At the Summer Institute, the three scholars from UW-Madison presented on energy, food, and trash, each a sustainability-related topic that offers multiple points of entry for student engagement. These topics also happen to serve as focal points for Environmental Studies 126, a well-loved undergraduate offering in which students gain firsthand knowledge of the UW-Madison campus and its operations. Indeed, as Tom Bryan put it, “Our campus served as the textbook, the field site, and the laboratory for our course.”

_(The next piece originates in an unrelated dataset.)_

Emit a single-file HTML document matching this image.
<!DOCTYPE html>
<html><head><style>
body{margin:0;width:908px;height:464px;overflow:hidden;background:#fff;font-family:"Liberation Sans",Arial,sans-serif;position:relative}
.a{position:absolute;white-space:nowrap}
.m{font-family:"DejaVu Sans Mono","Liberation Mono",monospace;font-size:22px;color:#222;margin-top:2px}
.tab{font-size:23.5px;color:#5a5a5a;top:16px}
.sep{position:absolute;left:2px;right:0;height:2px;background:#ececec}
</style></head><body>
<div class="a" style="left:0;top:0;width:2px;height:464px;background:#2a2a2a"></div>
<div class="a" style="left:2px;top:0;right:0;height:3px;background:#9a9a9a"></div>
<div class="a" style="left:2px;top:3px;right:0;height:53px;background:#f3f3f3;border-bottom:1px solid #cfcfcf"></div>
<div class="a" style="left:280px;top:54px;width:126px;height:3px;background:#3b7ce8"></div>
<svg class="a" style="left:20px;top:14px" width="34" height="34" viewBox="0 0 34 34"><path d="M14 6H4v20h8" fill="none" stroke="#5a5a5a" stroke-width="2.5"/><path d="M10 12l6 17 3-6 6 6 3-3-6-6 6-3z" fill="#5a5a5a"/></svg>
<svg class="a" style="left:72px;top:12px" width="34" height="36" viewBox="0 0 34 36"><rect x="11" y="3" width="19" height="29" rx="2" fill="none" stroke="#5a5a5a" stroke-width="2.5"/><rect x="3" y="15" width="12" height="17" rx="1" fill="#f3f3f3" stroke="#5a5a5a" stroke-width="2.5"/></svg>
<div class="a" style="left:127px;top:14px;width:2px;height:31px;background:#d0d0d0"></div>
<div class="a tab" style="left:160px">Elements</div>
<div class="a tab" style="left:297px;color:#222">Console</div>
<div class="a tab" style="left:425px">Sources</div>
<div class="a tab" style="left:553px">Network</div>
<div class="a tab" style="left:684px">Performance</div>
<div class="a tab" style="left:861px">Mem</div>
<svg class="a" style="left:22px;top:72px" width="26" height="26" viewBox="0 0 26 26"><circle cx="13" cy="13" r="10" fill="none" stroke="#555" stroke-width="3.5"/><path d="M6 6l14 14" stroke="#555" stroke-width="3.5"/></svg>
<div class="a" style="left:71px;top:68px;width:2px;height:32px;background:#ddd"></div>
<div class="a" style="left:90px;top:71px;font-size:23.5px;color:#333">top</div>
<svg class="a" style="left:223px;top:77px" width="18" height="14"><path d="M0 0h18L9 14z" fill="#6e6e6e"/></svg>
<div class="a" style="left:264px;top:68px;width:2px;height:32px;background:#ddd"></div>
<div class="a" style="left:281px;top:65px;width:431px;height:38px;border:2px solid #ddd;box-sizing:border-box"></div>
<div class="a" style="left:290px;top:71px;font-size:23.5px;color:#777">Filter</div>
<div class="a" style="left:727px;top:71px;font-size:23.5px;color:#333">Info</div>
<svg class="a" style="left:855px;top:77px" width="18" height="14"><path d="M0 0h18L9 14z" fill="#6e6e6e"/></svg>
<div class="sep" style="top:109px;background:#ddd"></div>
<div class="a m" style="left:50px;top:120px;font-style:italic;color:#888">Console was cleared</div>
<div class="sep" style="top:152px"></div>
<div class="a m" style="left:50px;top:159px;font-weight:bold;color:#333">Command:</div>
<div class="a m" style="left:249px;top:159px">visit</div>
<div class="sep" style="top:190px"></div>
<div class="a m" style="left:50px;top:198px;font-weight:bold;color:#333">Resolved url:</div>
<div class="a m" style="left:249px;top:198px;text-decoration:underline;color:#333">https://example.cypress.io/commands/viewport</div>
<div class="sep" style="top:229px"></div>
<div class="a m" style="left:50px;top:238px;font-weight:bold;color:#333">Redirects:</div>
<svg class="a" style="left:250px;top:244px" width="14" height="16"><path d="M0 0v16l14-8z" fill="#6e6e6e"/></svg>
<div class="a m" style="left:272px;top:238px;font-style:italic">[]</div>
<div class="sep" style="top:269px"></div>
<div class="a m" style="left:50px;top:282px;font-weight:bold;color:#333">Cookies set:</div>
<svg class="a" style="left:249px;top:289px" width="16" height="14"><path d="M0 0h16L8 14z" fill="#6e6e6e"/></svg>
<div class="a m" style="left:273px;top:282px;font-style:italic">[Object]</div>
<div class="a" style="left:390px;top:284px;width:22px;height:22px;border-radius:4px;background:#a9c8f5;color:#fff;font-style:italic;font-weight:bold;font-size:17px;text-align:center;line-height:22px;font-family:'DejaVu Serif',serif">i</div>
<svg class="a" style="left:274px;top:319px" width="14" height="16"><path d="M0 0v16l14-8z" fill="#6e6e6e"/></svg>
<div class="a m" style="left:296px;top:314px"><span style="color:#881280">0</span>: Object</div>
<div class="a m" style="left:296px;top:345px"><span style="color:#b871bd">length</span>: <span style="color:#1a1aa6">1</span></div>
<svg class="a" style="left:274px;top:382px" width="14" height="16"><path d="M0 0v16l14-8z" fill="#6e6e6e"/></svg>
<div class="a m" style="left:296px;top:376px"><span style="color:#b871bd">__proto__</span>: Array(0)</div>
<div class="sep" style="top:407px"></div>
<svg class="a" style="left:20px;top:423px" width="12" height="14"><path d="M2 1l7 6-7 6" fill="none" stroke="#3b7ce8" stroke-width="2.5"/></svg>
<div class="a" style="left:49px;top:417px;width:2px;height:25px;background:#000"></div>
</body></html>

Bryan, Lindstrom, and Middlecamp’s presentations pivoted on the idea of connections: that is, helping students to understand concepts like food, waste, and energy both from the context of their campus and also in relation to the wider world. To make those contexts visible, they employed basic ideas and objects from which students could build an understanding of sustainability. For instance, the instructors noted that electricity is “well-suited to engage students around energy concepts.” By teaching students about kilowatt-hours (kWh), the instructors could reveal how those kWh “must come from somewhere, and the somewhere provides the connection to sustainability.” Studying lighting systems, similarly, “connects power, energy, electricity, and efficiency”—ideas that, in turn, light the way for a discussion of the Triple Bottom line of People, Planet, and Profit.

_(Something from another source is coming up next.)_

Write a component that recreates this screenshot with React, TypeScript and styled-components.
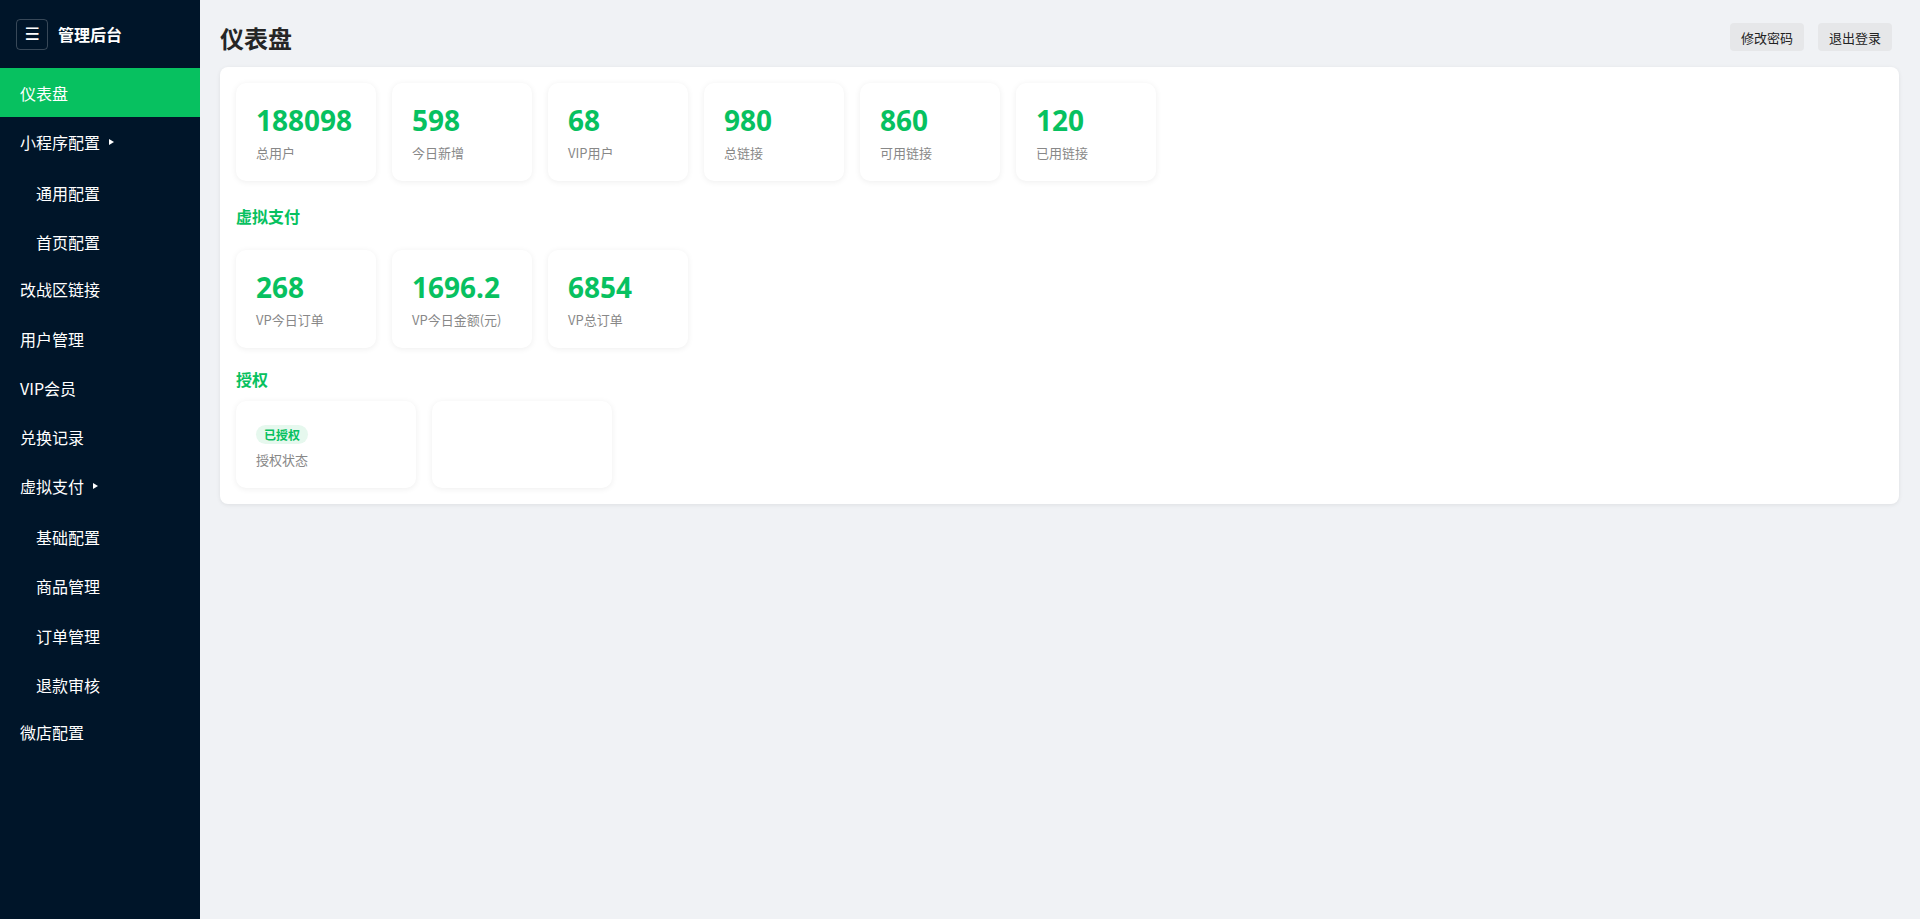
import React from "react";
import styled, { createGlobalStyle } from "styled-components";

const GlobalStyle = createGlobalStyle`
  html, body, #root { margin: 0; padding: 0; height: 100%; }
  body {
    font-family: "Noto Sans", "Noto Sans CJK SC", sans-serif;
    background: #f0f2f5;
  }
  * { box-sizing: border-box; }
`;

const GREEN = "#07c160";

const Layout = styled.div`
  display: flex;
  width: 1920px;
  min-height: 919px;
`;

const Sidebar = styled.aside`
  width: 200px;
  flex-shrink: 0;
  background: #001529;
  color: #fff;
  min-height: 919px;
`;

const Brand = styled.div`
  height: 68px;
  display: flex;
  align-items: center;
  padding: 0 16px;
  gap: 10px;
`;

const MenuToggle = styled.button`
  width: 32px;
  height: 31px;
  border: 1px solid rgba(255, 255, 255, 0.22);
  border-radius: 4px;
  background: transparent;
  color: #fff;
  font-size: 17px;
  line-height: 1;
  display: flex;
  align-items: center;
  justify-content: center;
  padding: 0;
  font-family: "DejaVu Sans", sans-serif;
`;

const BrandTitle = styled.div`
  font-size: 16px;
  font-weight: 700;
  font-family: "Noto Sans CJK SC", sans-serif;
`;

const NavItem = styled.div<{ $active?: boolean; $sub?: boolean }>`
  display: flex;
  align-items: center;
  padding: 12.6px 20px 12.6px ${(p) => (p.$sub ? "36px" : "20px")};
  line-height: 24px;
  font-size: 16px;
  font-family: "Noto Sans CJK SC", sans-serif;
  color: #fff;
  background: ${(p) => (p.$active ? GREEN : "transparent")};
`;

const SubMenu = styled.div`
  padding-top: 2px;
  margin-bottom: -2px;
`;

const Caret = styled.span`
  display: inline-block;
  margin-left: 9px;
  width: 0;
  height: 0;
  border-left: 5px solid #fff;
  border-top: 3px solid transparent;
  border-bottom: 3px solid transparent;
`;

const Main = styled.main`
  flex: 1;
  padding: 20px 21px 20px 20px;
  background: #f0f2f5;
`;

const Header = styled.div`
  height: 34px;
  display: flex;
  align-items: center;
  justify-content: space-between;
  margin-bottom: 13px;
  padding-right: 7px;
`;

const PageTitle = styled.h1`
  margin: 0;
  font-size: 24px;
  font-weight: 700;
  color: #262626;
  font-family: "Noto Sans CJK SC", sans-serif;
`;

const Actions = styled.div`
  display: flex;
  gap: 14px;
`;

const HeaderButton = styled.button`
  height: 28px;
  padding: 0 11px;
  border: none;
  border-radius: 4px;
  background: #e6e7e9;
  color: #222;
  font-size: 13px;
  font-family: "Noto Sans CJK SC", sans-serif;
`;

const Panel = styled.section`
  background: #fff;
  border-radius: 8px;
  padding: 16px;
  box-shadow: 0 1px 4px rgba(0, 0, 0, 0.08);
`;

const CardRow = styled.div`
  display: flex;
  gap: 16px;
  flex-wrap: wrap;
`;

const StatCard = styled.div`
  width: 140px;
  padding: 20px 20px 18px;
  background: #fff;
  border-radius: 10px;
  box-shadow: 0 1px 6px rgba(0, 0, 0, 0.07);
`;

const StatValue = styled.div`
  font-size: 28px;
  line-height: 34px;
  font-weight: 700;
  color: ${GREEN};
  margin-bottom: 6px;
  font-family: "Noto Sans", "Noto Sans CJK SC", sans-serif;
`;

const StatLabel = styled.div`
  font-size: 13px;
  line-height: 20px;
  color: #888;
  font-family: "Noto Sans CJK SC", sans-serif;
  white-space: nowrap;
`;

const SectionTitle = styled.h2<{ $top: number; $bottom: number }>`
  margin: ${(p) => p.$top}px 0 ${(p) => p.$bottom}px;
  font-size: 16px;
  line-height: 24px;
  font-weight: 700;
  color: ${GREEN};
  font-family: "Noto Sans CJK SC", sans-serif;
`;

const AuthCard = styled.div`
  width: 180px;
  height: 87px;
  padding: 22px 20px 18px;
  background: #fff;
  border-radius: 10px;
  box-shadow: 0 1px 6px rgba(0, 0, 0, 0.07);
`;

const Badge = styled.span`
  display: inline-block;
  height: 19px;
  line-height: 19px;
  padding: 0 8px;
  border-radius: 10px;
  background: #e6f8ee;
  color: ${GREEN};
  font-size: 12px;
  font-weight: 700;
  font-family: "Noto Sans CJK SC", sans-serif;
`;

const AuthLabel = styled.div`
  margin-top: 6px;
  font-size: 13px;
  line-height: 18px;
  color: #888;
  font-family: "Noto Sans CJK SC", sans-serif;
`;

type NavEntry = { label: string; active?: boolean; children?: string[] };

const nav: NavEntry[] = [
  { label: "仪表盘", active: true },
  { label: "小程序配置", children: ["通用配置", "首页配置"] },
  { label: "改战区链接" },
  { label: "用户管理" },
  { label: "VIP会员" },
  { label: "兑换记录" },
  { label: "虚拟支付", children: ["基础配置", "商品管理", "订单管理", "退款审核"] },
  { label: "微店配置" },
];

const topStats = [
  { value: "188098", label: "总用户" },
  { value: "598", label: "今日新增" },
  { value: "68", label: "VIP用户" },
  { value: "980", label: "总链接" },
  { value: "860", label: "可用链接" },
  { value: "120", label: "已用链接" },
];

const payStats = [
  { value: "268", label: "VP今日订单" },
  { value: "1696.2", label: "VP今日金额(元)" },
  { value: "6854", label: "VP总订单" },
];

export default function App() {
  return (
    <>
      <GlobalStyle />
      <Layout>
        <Sidebar>
          <Brand>
            <MenuToggle>☰</MenuToggle>
            <BrandTitle>管理后台</BrandTitle>
          </Brand>
          {nav.map((n) => (
            <React.Fragment key={n.label}>
              <NavItem $active={n.active}>
                {n.label}
                {n.children && <Caret />}
              </NavItem>
              {n.children && (
                <SubMenu>
                  {n.children.map((c) => (
                    <NavItem key={c} $sub>
                      {c}
                    </NavItem>
                  ))}
                </SubMenu>
              )}
            </React.Fragment>
          ))}
        </Sidebar>
        <Main>
          <Header>
            <PageTitle>仪表盘</PageTitle>
            <Actions>
              <HeaderButton>修改密码</HeaderButton>
              <HeaderButton>退出登录</HeaderButton>
            </Actions>
          </Header>
          <Panel>
            <CardRow>
              {topStats.map((s) => (
                <StatCard key={s.label}>
                  <StatValue>{s.value}</StatValue>
                  <StatLabel>{s.label}</StatLabel>
                </StatCard>
              ))}
            </CardRow>
            <SectionTitle $top={23} $bottom={22}>虚拟支付</SectionTitle>
            <CardRow>
              {payStats.map((s) => (
                <StatCard key={s.label}>
                  <StatValue>{s.value}</StatValue>
                  <StatLabel>{s.label}</StatLabel>
                </StatCard>
              ))}
            </CardRow>
            <SectionTitle $top={19} $bottom={10}>授权</SectionTitle>
            <CardRow>
              <AuthCard>
                <Badge>已授权</Badge>
                <AuthLabel>授权状态</AuthLabel>
              </AuthCard>
              <AuthCard />
            </CardRow>
          </Panel>
        </Main>
      </Layout>
    </>
  );
}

Food, as with energy and waste, encourages students to think broadly about their impact on larger systems of people, animals, and natural resources. In a pre-semester survey, the instructors asked students: “As you select your food each day, to what extent do you make connections between what you eat and the wider food system (growing, harvesting, transporting, and dealing with waste)?” A majority responded “A little bit” or “Not at all.” But this seeming dead-end for a sustainability class set up a simple yet effective pedagogical question: “Could a shared meal be a starting point?” As Lindstrom, Bryan, and Middlecamp reasoned, everyone eats, and every campus has an eatery—usually multiple. So asking students to begin with a meal and work backwards into where their food came from, what natural and human capital contributed to its production and distribution, and so forth, provided a concrete way of infusing the ideas of sustainability into a common experience.

The challenge of waste looms large in sustainability conversations. Plastics, in particular—most recently, straws—have become tangible symbols of over-consumption and the cost of convenience. At the same time, the span of a semester only affords so much time for students to intervene meaningfully in such a massive issue. Bryan, Lindstrom, and Middlecamp, however, offered multiple options for final exam projects that gave students the opportunity to collaborate and connect waste stream practices with their campus community. Students chose three out of four activities: participate in University Housing Move-Out, which diverts enormous amounts of waste from landfills; cook a meal from the Amazing Waste Cookbook and provide feedback on the recipe; go on a bike trail clean-up mission; or calculate the energy usage and carbon dioxide emissions of their home shower (which dovetailed with the energy unit).

Hilary Miller, a student in the course, noted that “the take-home finals were a great way to show that environmental sustainability extends beyond the UW campus … [and] that people can make small behavioral changes that positively impact the environment. Realizing the quantity and temperature of water I use when showering was alarming, informing, and ultimately inspired me to make a structural change in the way I live. Further, seeing the many ways in which food can be reused and repurposed motivated me to produce less waste when I cook.”
Hilary also praised the quality of her teachers. “The charisma of these instructors, and the passion with which they teach, made me a more curious and engaged student for the entire semester. With confidence, I can say that I learned something new each class … I believe that all students at UW should take it in order to get a comprehensive understanding of how their actions influence the environment.”